Waka were used between settlements on the shores of the lake and to Mokoia Island. They could reach the coast by portage across narrow necks of land between lakes and by river to Maketu. In 1871 a 27 ft yacht was built at Te Ngae for excursions and the first boat launched from Ohinemutu on 3 November 1877 was the 28 ft Bessie Bell, which could take up to 30 passengers. Boats carried potatoes, sulphur timber and other goods. In June 1901 local boat builders Boord and MacDonald of the Hot Lakes Steam  Navigation Company (HLSNC) launched the Hamurana, an 80 ft steamship. Her draft was too great to approach wharves when the lake was low and she couldn’t get through the Ohau Channel to Rotoiti. She sank in 1903, but was refloated and was finally scrapped in 1932. By 1906, when the Rotorua Motor Launch Company went bankrupt, it had rowing boats and five launches. In 1908 the Rotorua Ferry  Co. Ltd (formerly HLSNC) offered daily trips by oil launches and steamers to scenic spots, hired out launches for fishing parties and provided a house boat at the fishing grounds. Boat ramps and jetties were administered by Lands and Survey, until transferred to the City Council in 1968.

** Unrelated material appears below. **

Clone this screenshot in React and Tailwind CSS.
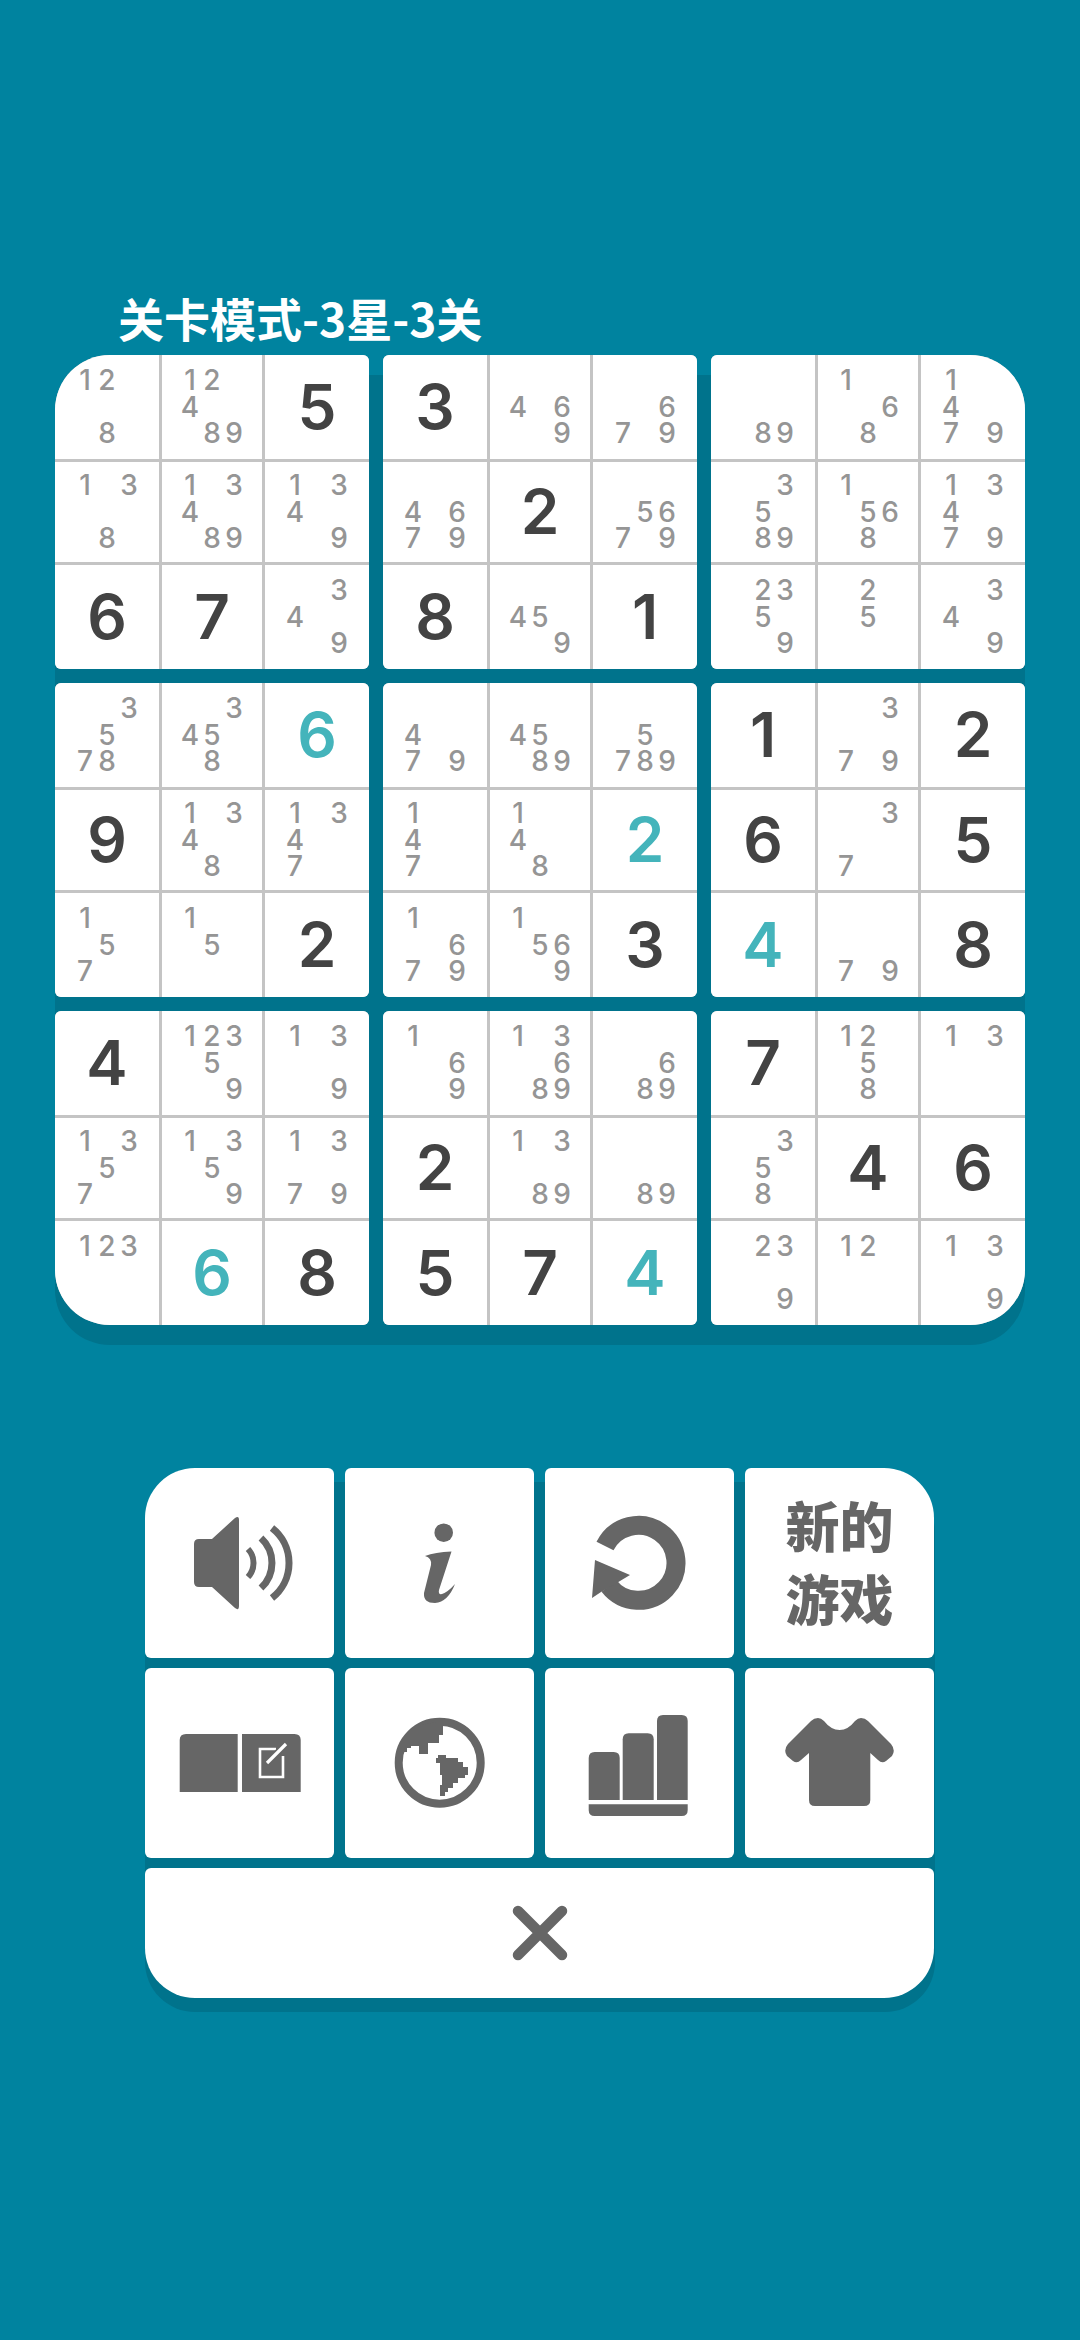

Other launches on the lake have included Wynona (1948) and Ngaroto (built 1955 and refurbished in 2007 to use at Queenstown).

=== Lakeland Queen ===

Lakeland Queen is a sternwheeler passenger vessel that operates cruises on Lake Rotorua. She was built in Rotorua in 1986 by brothers Ian and Doug Stewart of the company Lakeland Steel Products, in the style of the historic Mississippi paddle steamers. Lakeland Queen was launched on 26 October 1986, and is the only sternwheeler passenger vessel in New Zealand. Lakeland Queen is used for breakfast, lunch and dinner cruises and sightseeing. Māori cultural entertainment has been provided on some cruises. The cruises often have live music, with Blues Cruises a regular feature.